**EXERCISE**: Return only what lies between the first line of the entries and the line containing "import React from 'react';", both lines included.

Entries with page source code:

>>>

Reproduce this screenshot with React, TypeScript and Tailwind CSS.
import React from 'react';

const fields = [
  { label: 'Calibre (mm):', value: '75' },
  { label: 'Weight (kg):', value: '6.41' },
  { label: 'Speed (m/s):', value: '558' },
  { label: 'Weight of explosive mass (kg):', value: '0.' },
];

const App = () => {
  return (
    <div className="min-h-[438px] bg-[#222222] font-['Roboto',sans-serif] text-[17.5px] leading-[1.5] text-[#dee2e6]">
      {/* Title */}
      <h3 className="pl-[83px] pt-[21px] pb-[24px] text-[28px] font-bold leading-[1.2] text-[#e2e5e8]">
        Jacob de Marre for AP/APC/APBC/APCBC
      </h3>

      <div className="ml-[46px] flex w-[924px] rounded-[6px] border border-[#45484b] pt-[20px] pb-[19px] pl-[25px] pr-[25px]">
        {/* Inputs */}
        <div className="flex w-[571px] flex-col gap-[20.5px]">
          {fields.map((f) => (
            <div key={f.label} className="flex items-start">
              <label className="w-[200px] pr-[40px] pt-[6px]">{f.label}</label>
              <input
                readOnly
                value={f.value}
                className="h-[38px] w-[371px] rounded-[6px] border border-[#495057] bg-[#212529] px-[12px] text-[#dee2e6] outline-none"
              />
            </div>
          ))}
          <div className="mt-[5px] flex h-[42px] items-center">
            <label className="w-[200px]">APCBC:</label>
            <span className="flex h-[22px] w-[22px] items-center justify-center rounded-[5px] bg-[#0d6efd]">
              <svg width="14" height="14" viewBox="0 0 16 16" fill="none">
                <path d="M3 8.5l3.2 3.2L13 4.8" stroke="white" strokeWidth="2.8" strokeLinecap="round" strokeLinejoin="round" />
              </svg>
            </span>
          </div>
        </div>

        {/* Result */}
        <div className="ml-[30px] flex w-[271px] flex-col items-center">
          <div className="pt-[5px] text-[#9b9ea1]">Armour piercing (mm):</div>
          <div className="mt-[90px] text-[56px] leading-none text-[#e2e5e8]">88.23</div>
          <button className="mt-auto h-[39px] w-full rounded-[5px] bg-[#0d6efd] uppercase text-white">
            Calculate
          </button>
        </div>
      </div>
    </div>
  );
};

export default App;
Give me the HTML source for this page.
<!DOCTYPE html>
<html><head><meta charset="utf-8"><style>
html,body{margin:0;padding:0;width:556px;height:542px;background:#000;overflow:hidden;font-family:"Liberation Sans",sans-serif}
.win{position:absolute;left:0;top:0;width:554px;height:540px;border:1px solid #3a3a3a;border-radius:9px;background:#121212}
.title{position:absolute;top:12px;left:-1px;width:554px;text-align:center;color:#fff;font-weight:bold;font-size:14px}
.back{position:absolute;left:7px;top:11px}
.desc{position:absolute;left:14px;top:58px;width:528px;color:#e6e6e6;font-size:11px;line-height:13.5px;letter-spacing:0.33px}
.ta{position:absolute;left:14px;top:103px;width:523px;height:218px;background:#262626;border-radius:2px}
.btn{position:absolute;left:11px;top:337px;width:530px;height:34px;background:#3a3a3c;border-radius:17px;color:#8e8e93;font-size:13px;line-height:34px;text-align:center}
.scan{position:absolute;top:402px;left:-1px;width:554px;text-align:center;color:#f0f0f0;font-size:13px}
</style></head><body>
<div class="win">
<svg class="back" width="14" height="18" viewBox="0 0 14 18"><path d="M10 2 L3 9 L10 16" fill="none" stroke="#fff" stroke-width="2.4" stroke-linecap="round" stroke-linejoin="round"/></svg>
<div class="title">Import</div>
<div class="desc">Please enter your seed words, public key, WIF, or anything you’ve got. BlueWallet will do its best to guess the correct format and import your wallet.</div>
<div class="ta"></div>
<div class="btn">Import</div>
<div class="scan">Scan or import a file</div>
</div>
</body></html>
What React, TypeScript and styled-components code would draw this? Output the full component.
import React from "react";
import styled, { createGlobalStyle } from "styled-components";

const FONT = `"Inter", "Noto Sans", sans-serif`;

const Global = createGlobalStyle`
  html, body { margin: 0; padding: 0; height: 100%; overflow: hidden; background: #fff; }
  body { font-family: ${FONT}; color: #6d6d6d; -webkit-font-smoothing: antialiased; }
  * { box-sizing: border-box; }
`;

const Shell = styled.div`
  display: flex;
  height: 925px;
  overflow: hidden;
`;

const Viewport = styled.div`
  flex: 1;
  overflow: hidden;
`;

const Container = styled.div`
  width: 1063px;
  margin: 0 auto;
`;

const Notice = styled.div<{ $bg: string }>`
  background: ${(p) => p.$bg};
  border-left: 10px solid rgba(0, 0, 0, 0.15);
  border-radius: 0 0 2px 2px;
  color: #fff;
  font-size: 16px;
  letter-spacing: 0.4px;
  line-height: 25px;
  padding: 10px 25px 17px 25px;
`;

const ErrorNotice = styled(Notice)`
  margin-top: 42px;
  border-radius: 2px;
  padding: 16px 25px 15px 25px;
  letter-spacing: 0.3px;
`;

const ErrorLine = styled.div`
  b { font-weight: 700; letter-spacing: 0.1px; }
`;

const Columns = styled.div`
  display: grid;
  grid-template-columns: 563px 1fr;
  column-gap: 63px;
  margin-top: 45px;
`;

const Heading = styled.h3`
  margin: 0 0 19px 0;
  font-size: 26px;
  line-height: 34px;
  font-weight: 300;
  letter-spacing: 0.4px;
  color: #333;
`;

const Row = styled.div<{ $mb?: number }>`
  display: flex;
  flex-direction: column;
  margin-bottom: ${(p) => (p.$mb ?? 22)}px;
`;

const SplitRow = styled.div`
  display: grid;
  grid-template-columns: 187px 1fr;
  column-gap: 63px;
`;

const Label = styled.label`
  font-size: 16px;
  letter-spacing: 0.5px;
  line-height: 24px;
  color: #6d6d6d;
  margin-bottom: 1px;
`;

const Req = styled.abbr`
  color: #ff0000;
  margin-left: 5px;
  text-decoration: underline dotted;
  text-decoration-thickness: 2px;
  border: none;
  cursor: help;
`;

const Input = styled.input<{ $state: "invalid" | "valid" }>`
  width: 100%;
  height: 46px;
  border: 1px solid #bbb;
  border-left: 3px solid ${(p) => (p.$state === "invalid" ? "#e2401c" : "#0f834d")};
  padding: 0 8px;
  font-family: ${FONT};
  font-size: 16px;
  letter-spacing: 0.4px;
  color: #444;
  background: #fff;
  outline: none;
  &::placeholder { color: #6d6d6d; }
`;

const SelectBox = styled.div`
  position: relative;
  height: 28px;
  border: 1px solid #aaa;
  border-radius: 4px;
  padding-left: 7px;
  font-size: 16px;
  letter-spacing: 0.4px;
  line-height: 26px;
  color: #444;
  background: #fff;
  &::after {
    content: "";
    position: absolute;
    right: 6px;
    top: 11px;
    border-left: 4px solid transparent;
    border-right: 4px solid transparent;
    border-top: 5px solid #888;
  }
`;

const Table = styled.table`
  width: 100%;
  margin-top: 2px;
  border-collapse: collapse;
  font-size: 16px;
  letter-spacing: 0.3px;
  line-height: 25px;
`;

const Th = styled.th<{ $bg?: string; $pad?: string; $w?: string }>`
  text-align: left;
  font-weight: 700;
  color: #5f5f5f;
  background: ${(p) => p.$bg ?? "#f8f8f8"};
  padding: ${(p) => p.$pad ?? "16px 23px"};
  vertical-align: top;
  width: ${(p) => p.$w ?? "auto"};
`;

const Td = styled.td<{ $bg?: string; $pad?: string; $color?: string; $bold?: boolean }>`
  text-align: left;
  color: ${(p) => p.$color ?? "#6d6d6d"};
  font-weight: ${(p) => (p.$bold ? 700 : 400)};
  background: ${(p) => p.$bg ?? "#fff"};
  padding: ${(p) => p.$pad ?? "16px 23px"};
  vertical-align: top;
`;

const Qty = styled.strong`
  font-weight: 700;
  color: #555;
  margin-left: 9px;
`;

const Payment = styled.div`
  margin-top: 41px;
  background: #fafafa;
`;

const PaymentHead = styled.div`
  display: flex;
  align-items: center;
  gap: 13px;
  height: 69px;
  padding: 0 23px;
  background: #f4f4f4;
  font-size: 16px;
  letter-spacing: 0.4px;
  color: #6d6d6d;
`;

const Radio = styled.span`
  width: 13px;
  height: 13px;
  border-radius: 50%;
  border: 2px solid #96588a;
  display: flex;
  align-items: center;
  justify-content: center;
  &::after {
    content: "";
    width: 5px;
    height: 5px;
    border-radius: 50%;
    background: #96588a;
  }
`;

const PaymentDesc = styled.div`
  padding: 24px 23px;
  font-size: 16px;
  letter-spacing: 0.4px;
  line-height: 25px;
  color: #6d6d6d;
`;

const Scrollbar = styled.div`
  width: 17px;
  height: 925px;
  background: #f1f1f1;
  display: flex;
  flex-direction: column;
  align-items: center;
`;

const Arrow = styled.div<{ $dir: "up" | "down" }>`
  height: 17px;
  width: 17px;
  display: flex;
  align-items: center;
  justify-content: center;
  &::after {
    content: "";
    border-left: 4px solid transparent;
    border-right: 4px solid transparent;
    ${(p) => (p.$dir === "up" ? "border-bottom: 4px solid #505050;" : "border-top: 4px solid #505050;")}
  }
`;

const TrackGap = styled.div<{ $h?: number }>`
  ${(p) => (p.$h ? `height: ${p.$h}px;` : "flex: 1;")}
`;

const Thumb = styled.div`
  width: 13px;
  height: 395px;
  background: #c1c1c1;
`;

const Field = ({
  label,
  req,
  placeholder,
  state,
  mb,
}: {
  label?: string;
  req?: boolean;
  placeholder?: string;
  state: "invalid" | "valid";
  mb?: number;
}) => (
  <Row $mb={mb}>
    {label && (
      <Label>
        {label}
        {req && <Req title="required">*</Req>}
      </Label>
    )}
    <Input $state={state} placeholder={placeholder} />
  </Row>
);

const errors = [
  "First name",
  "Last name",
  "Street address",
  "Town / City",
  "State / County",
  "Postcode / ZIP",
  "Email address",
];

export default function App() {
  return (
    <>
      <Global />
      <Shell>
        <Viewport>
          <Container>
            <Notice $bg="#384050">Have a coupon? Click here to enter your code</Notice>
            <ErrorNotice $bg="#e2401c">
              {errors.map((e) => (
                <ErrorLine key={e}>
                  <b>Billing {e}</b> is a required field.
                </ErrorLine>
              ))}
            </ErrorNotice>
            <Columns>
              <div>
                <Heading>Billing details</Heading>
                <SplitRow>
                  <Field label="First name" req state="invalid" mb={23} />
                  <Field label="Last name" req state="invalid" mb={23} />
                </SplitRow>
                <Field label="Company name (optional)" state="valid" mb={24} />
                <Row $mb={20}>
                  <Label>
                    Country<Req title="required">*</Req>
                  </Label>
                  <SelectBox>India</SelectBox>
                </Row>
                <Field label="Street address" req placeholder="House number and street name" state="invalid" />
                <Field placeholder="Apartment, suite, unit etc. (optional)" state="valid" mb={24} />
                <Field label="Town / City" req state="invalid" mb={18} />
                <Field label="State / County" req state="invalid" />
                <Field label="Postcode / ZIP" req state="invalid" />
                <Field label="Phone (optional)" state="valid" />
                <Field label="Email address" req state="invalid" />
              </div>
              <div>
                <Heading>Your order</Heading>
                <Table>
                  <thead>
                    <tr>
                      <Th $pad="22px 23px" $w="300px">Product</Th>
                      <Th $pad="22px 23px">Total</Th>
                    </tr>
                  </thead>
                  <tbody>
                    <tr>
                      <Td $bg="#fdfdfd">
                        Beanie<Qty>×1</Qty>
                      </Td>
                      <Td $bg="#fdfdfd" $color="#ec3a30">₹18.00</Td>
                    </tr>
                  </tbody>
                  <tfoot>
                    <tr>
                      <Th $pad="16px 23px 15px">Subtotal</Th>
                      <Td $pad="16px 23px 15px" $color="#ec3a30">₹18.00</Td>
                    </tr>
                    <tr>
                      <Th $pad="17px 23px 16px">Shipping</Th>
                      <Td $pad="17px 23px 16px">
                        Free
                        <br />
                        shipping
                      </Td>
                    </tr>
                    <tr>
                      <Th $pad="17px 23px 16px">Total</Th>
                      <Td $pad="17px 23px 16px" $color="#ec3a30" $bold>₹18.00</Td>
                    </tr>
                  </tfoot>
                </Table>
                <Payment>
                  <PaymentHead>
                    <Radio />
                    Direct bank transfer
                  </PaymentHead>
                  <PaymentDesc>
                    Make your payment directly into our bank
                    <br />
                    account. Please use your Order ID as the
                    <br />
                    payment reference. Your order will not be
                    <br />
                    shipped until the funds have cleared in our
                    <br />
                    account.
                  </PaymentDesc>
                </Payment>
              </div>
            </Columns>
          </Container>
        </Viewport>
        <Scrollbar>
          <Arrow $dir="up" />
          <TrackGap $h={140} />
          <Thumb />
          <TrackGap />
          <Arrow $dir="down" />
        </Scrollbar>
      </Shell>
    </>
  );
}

<<<

**RESULT OF THE TASK**:
Reproduce this screenshot with React, TypeScript and Tailwind CSS.
import React from 'react';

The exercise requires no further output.